With Intelligence’s snapshot of fees at fund inception date shows performance fees saw little movement between the 18.7% average of 2021, when inflation surged in many economies, and 2022’s 18.6%.
While relative value and fixed income strategy hedge funds show a high number of funds in our database at high water mark in September 2023, at 45% and 40% respectively, the mean average across all strategies stood at just 18%, putting the number of funds likely to be charging performance fees in the minority.

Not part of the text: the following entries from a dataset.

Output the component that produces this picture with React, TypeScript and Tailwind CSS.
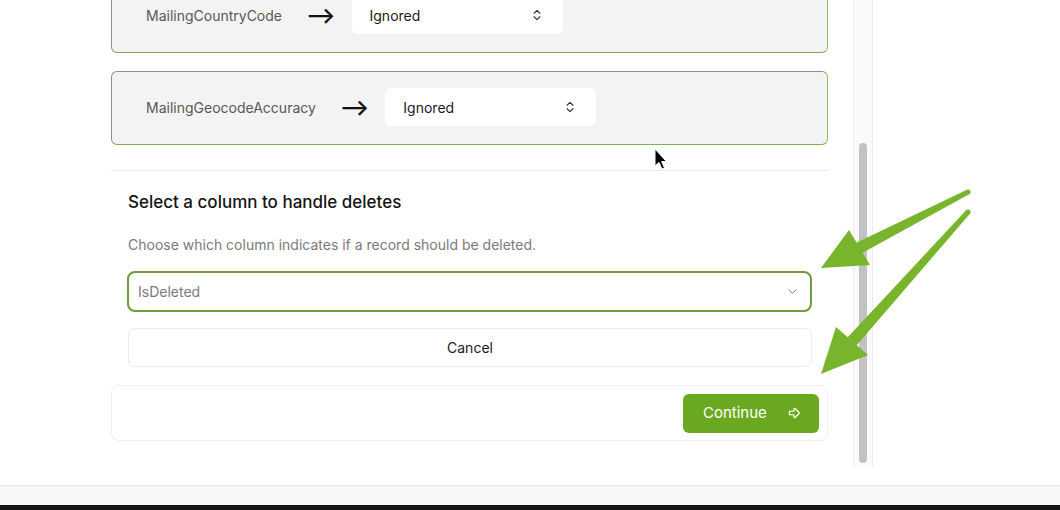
import React from "react";
import { ChevronsUpDown, ChevronDown, ArrowBigRight } from "lucide-react";

const font = { fontFamily: "Inter, 'Noto Sans', sans-serif" };

const MappingRow = ({ label, first }: { label: string; first?: boolean }) => (
  <div
    className={`flex h-[74px] items-center rounded-md border border-[#8f8f8f] border-r-[#8bbb5c] border-b-[#7fb04c] bg-[#f3f3f4] pl-[34px] pb-[2px] ${
      first ? "-mt-[21px]" : ""
    }`}
  >
    <span className="text-[14px] text-[#585858]">{label}</span>
    <span className="ml-[24px] mr-[16px] text-[22px] font-semibold leading-none text-[#111]">⟶</span>
    <div className="flex h-[38px] w-[211px] items-center justify-between rounded-md bg-white pl-[18px] pr-[19px]">
      <span className="text-[14px] text-[#1a1a1a]">Ignored</span>
      <ChevronsUpDown className="h-[14px] w-[14px] text-[#333]" strokeWidth={2} />
    </div>
  </div>
);

export default function App() {
  return (
    <div className="relative flex h-[510px] w-[1060px] flex-col overflow-hidden bg-white" style={font}>
      <div className="flex h-[485px]">
        {/* scrolled panel */}
        <div className="w-[853px] overflow-hidden pl-[111px]">
          <div className="flex w-[717px] flex-col">
            <MappingRow label="MailingCountryCode" first />
            <div className="mt-[18px]">
              <MappingRow label="MailingGeocodeAccuracy" />
            </div>
            <div className="mt-[25px] border-t border-[#ebebeb]" />

            <div className="flex flex-col px-[16px] pt-[20px]">
              <h3 className="pl-[1px] text-[17px] font-medium leading-[22px] text-[#141414]">
                Select a column to handle deletes
              </h3>
              <p className="mt-[23px] pl-[1px] text-[14px] leading-[18px] text-[#7a7a7a]">
                Choose which column indicates if a record should be deleted.
              </p>
              <div className="mt-[17px] flex h-[41px] items-center justify-between rounded-lg border-2 border-[#6c9c3c] bg-white pl-[9px] pr-[10px]">
                <span className="text-[14px] text-[#7a7a7a]">IsDeleted</span>
                <ChevronDown className="h-[15px] w-[15px] text-[#777]" strokeWidth={1.5} />
              </div>
              <button className="mt-[16px] ml-[1px] flex h-[39px] items-center justify-center rounded-md border border-[#ececec] bg-white text-[14px] text-[#1a1a1a]">
                Cancel
              </button>
            </div>

            <div className="mt-[18px] flex h-[56px] items-center justify-end rounded-lg border border-[#efefef] bg-white pr-[8px]">
              <button className="flex h-[39px] w-[136px] items-center rounded-md bg-[#6aa91f] pl-[20px] text-[15px] text-white">
                Continue
                <ArrowBigRight className="ml-[20px] h-[14px] w-[14px]" strokeWidth={2} />
              </button>
            </div>
          </div>
        </div>

        {/* scrollbar */}
        <div className="flex h-[467px] w-[20px] flex-col border-x border-[#ececec] bg-[#fafafa] px-[5px] pt-[143px] pb-[4px]">
          <div className="flex-1 rounded-full bg-[#c2c2c2]" />
        </div>
        <div className="flex-1" />
      </div>

      <div className="h-[20px] border-t border-[#e6e6e6] bg-[#f7f7f7]" />
      <div className="h-[5px] bg-[#151515]" />

      {/* annotation arrows */}
      <svg className="pointer-events-none absolute inset-0" width="1060" height="510">
        <g fill="#79b42d">
          <polygon points="966.9,189.8 969.1,194.2 861.7,253.3 856.3,242.7" />
          <polygon points="849,230 821,268 870,265" />
          <circle cx="968" cy="192" r="2.5" />
          <polygon points="966.1,210.3 969.9,213.7 856.5,345.5 847.5,337.5" />
          <polygon points="836,327 821,374 868,355" />
          <circle cx="968" cy="212" r="2.5" />
        </g>
      </svg>

      {/* mouse cursor */}
      <svg className="pointer-events-none absolute left-[654px] top-[148px]" width="14" height="24" viewBox="0 0 14 24">
        <path d="M1 1 L1 18 L5 14.5 L8 21 L10.5 20 L7.6 13.6 L12.5 13.6 Z" fill="#000" stroke="#fff" strokeWidth="1" strokeLinejoin="round" />
      </svg>
    </div>
  );
}
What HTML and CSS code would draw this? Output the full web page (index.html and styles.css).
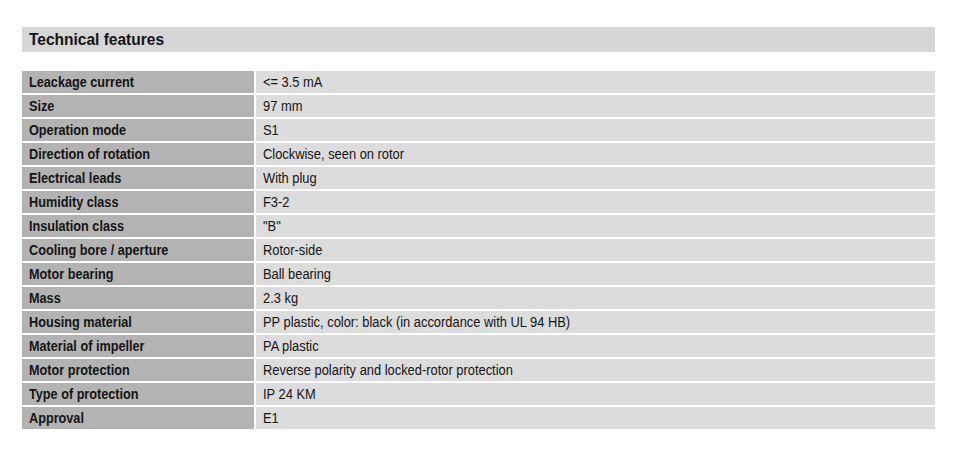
FILE: index.html
```html
<!DOCTYPE html>
<html lang="en">
<head>
<meta charset="utf-8">
<title>Technical features</title>
<link rel="stylesheet" href="styles.css">
</head>
<body>
<div class="page">
  <h2 class="title"><span class="txt">Technical features</span></h2>
  <table class="specs">
    <tr><th><span class="txt">Leackage current</span></th><td><span class="txt">&lt;= 3.5 mA</span></td></tr>
    <tr><th><span class="txt">Size</span></th><td><span class="txt">97 mm</span></td></tr>
    <tr><th><span class="txt">Operation mode</span></th><td><span class="txt">S1</span></td></tr>
    <tr><th><span class="txt">Direction of rotation</span></th><td><span class="txt">Clockwise, seen on rotor</span></td></tr>
    <tr><th><span class="txt">Electrical leads</span></th><td><span class="txt">With plug</span></td></tr>
    <tr><th><span class="txt">Humidity class</span></th><td><span class="txt">F3-2</span></td></tr>
    <tr><th><span class="txt">Insulation class</span></th><td><span class="txt">"B"</span></td></tr>
    <tr><th><span class="txt">Cooling bore / aperture</span></th><td><span class="txt">Rotor-side</span></td></tr>
    <tr><th><span class="txt">Motor bearing</span></th><td><span class="txt">Ball bearing</span></td></tr>
    <tr><th><span class="txt">Mass</span></th><td><span class="txt">2.3 kg</span></td></tr>
    <tr><th><span class="txt">Housing material</span></th><td><span class="txt">PP plastic, color: black (in accordance with UL 94 HB)</span></td></tr>
    <tr><th><span class="txt">Material of impeller</span></th><td><span class="txt">PA plastic</span></td></tr>
    <tr><th><span class="txt">Motor protection</span></th><td><span class="txt">Reverse polarity and locked-rotor protection</span></td></tr>
    <tr><th><span class="txt">Type of protection</span></th><td><span class="txt">IP 24 KM</span></td></tr>
    <tr><th><span class="txt">Approval</span></th><td><span class="txt">E1</span></td></tr>
  </table>
</div>
</body>
</html>
```
FILE: styles.css
```css
html, body { margin: 0; padding: 0; background: #fff; }
body {
  font-family: "Liberation Sans", Arial, sans-serif;
  color: #141414;
}
.page {
  padding: 27px 25px 0 22px;
}
.txt {
  display: inline-block;
  white-space: nowrap;
  transform-origin: left center;
}
.title {
  margin: 0;
  background: #d6d6d6;
  height: 25px;
  line-height: 25px;
  padding-left: 7px;
  font-size: 16.5px;
  font-weight: bold;
}
.title .txt { transform: scaleX(0.94); }
.specs {
  margin-top: 19px;
  width: 100%;
  border-collapse: separate;
  border-spacing: 0;
}
.specs th, .specs td {
  height: 22px;
  padding: 0 0 0 7px;
  font-size: 14px;
  text-align: left;
  vertical-align: middle;
  border-bottom: 2px solid #fff;
}
.specs th {
  width: 225px;
  background: #b3b3b3;
  font-weight: bold;
  border-right: 2px solid #fff;
}
.specs th .txt { transform: scaleX(0.905); }
.specs td {
  background: #dcdcdc;
  font-weight: normal;
}
.specs td .txt { transform: scaleX(0.92); }
```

This reflects a challenging performance environment for global hedge funds, which were down 1% on average in October 2023, according to our latest Hedge Fund Performance Report. Multi-strategy, down 0.4% in the same month, remains the second-best performing strategy over the year to October, up 4.3%. Larger, established firms continue to outperform, our Multi-manager Hedge Fund Strategy Report shows, suggesting that multi-manager funds are likely to remain popular with investors, regardless of fee structures.